I have a basic question regarding the semidirect product $C_m\rtimes C_k$ of two finite cyclic groups.
Does the semidirect product $C_m\rtimes C_k$ represents a specific group or rather a family of groups satisfying special relations? To sharpen my question, is it true that when we say
"Let be $G$ the group $C_m\rtimes C_k$..."
we refer to a specific group ? My confusion stems from the fact that by
https://en.wikipedia.org/wiki/Semidirect_product
the $C_m\rtimes C_k$ is define by the presentation $$ C_m\rtimes C_k=\langle a, b\mid a^m=1, b^k=1, b^{-1}ab=a^e\rangle, $$ which, to my understanding, defines a specific group.
Sorry for such basic question but I'm totally confused.
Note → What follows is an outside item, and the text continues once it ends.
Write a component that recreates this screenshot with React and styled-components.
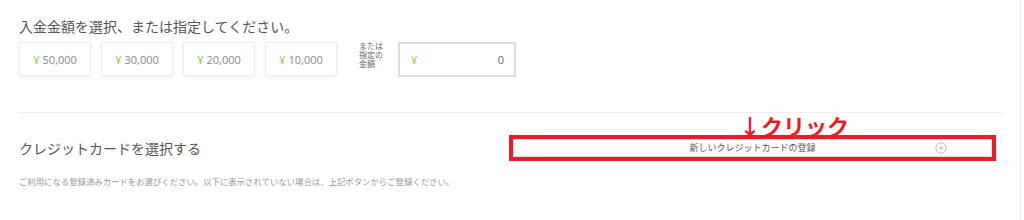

In general, for any two groups $N$ and $H$, the family of groups $N\rtimes H$ (not to confuse with isomorphism classes) is in bijection with the set ${\rm Hom}(H,{\rm Aut}(N))$. The description of $C_m\rtimes C_n$ in the wikipedia article is utilising the fact ${\rm Aut}(C_n)$ is in bijection with the set of numbers in ${\mathbb Z}/n{\mathbb Z}$, co-prime to $n$.